Article 10. Final Provisions

(1) This Agreement shall enter into force 30 days after the latter date on which either Contracting Party notifies the other that its legal requirements for the entry into force of this Agreement have been fulfilled.

(2) This Agreement shall remain in force for a period of ten (10) years and shall continue in force thereafter for a similar period or periods unless one year before the expiry of the initial or any subsequent period, either Contracting Party notifies the other Contracting Party of its intention to terminate the Agreement. The notice of termination shall become effective one year after it has been received by the other Contracting Party.

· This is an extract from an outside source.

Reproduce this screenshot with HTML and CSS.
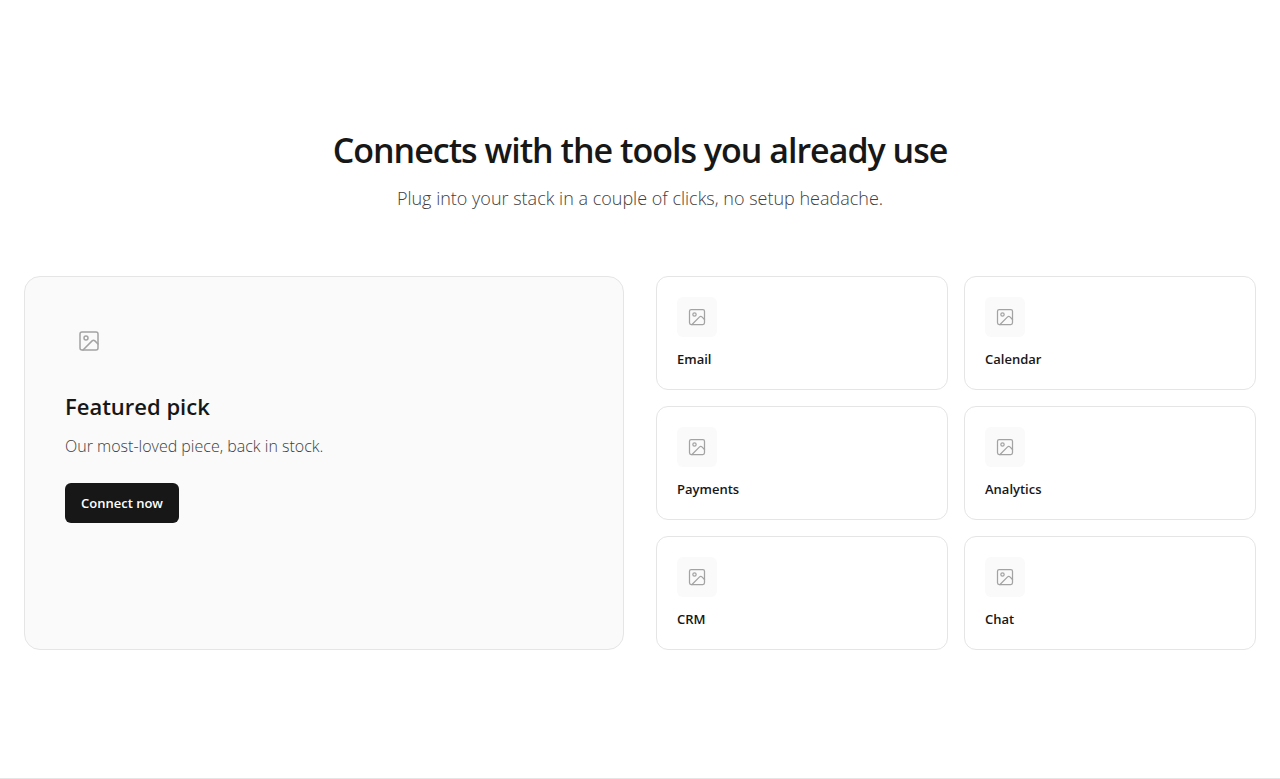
FILE: index.html
```html
<!DOCTYPE html>
<html lang="en">
    <head>
        <meta charset="utf-8" />
        <meta name="viewport" content="width=device-width, initial-scale=1" />
        <title>Integrations</title>
        <link rel="stylesheet" href="styles.css">
    </head>
    <body>
        <svg class="sprite" aria-hidden="true">
            <symbol id="image" viewBox="0 0 24 24">
                <rect x="3" y="3" width="18" height="18" rx="2" />
                <circle cx="9" cy="9" r="2" />
                <path d="M21 15l-3.1-3.1a2 2 0 0 0-2.8 0L6 21" />
            </symbol>
        </svg>
        <section class="integrations">
            <div class="container">
                <div class="header">
                    <h2>Connects with the tools you already use</h2>
                    <p>Plug into your stack in a couple of clicks, no setup headache.</p>
                </div>
                <div class="content">
                    <div class="featured">
                        <div class="featured-icon"><svg><use href="#image" /></svg></div>
                        <h3>Featured pick</h3>
                        <p>Our most-loved piece, back in stock.</p>
                        <button type="button">Connect now</button>
                    </div>
                    <div class="tools">
                        <div class="tool">
                            <div class="tool-icon"><svg><use href="#image" /></svg></div>
                            <h4>Email</h4>
                        </div>
                        <div class="tool">
                            <div class="tool-icon"><svg><use href="#image" /></svg></div>
                            <h4>Calendar</h4>
                        </div>
                        <div class="tool">
                            <div class="tool-icon"><svg><use href="#image" /></svg></div>
                            <h4>Payments</h4>
                        </div>
                        <div class="tool">
                            <div class="tool-icon"><svg><use href="#image" /></svg></div>
                            <h4>Analytics</h4>
                        </div>
                        <div class="tool">
                            <div class="tool-icon"><svg><use href="#image" /></svg></div>
                            <h4>CRM</h4>
                        </div>
                        <div class="tool">
                            <div class="tool-icon"><svg><use href="#image" /></svg></div>
                            <h4>Chat</h4>
                        </div>
                    </div>
                </div>
            </div>
        </section>
    </body>
</html>
```

FILE: styles.css
```css
*{
    box-sizing: border-box;
}

body{
    margin: 0;
    background-color: #fff;
    color: #171717;
    font-family: "Open Sans", "Noto Sans", sans-serif;
}

h2, h3, h4, p{
    margin: 0;
    font-weight: 600;
}

svg{
    display: block;
    fill: none;
    stroke: #a3a3a3;
    stroke-width: 2;
    stroke-linecap: round;
    stroke-linejoin: round;
}

.sprite{
    display: none;
}

.integrations{
    padding: 128px 24px;
    border-bottom: 1px solid #e5e5e5;
}

.container{
    max-width: 1280px;
    margin: 0 auto;
}

.header{
    margin-bottom: 64px;
    text-align: center;
}

.header h2{
    font-size: 34px;
    line-height: 45px;
    letter-spacing: -1px;
}

.header p{
    margin-top: 12px;
    color: #404040;
    font-size: 18px;
    font-weight: 300;
    line-height: 27px;
}

.content{
    display: grid;
    grid-template-columns: 1fr 1fr;
    gap: 32px;
}

.featured{
    padding: 40px;
    border: 1px solid #e5e5e5;
    border-radius: 16px;
    background-color: #fafafa;
}

.featured-icon{
    display: flex;
    align-items: center;
    justify-content: center;
    width: 48px;
    height: 48px;
    margin-bottom: 24px;
}

.featured-icon svg{
    width: 24px;
    height: 24px;
}

.featured h3{
    font-size: 22px;
    line-height: 34px;
}

.featured p{
    margin: 10px 0 24px;
    color: #404040;
    font-size: 16px;
    font-weight: 300;
    line-height: 26px;
}

.featured button{
    height: 40px;
    padding: 0 16px;
    border: 0;
    border-radius: 6px;
    background-color: #171717;
    color: #fff;
    font-family: inherit;
    font-size: 13px;
    font-weight: 600;
    cursor: pointer;
}

.tools{
    display: grid;
    grid-template-columns: 1fr 1fr;
    gap: 16px;
}

.tool{
    padding: 20px;
    border: 1px solid #e5e5e5;
    border-radius: 12px;
}

.tool-icon{
    display: flex;
    align-items: center;
    justify-content: center;
    width: 40px;
    height: 40px;
    margin-bottom: 12px;
    border-radius: 6px;
    background-color: #fafafa;
}

.featured-icon svg, .tool-icon svg{
    stroke-width: 1.5;
}

.tool-icon svg{
    width: 20px;
    height: 20px;
}

.tool h4{
    font-size: 13px;
    line-height: 20px;
}

@media (max-width: 768px){
    .content{
        grid-template-columns: 1fr;
    }
}
```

(3) In case of official notice as to the termination of the present Agreement, the provisions of the Article 1 to 9 shall continue to be effective for the further period of ten years for investment made before official notice was given.

Conclusion

IN WITNESS THEREOF the Undersigned, being duly authorized by their respective Government, have signed this Agreement.

Done at Warsaw, on 23 june 1994 , in two originals in Polish, Romanian and English languages, each text being equally authentic. In case of difference of interpretation, the English text shall prevail.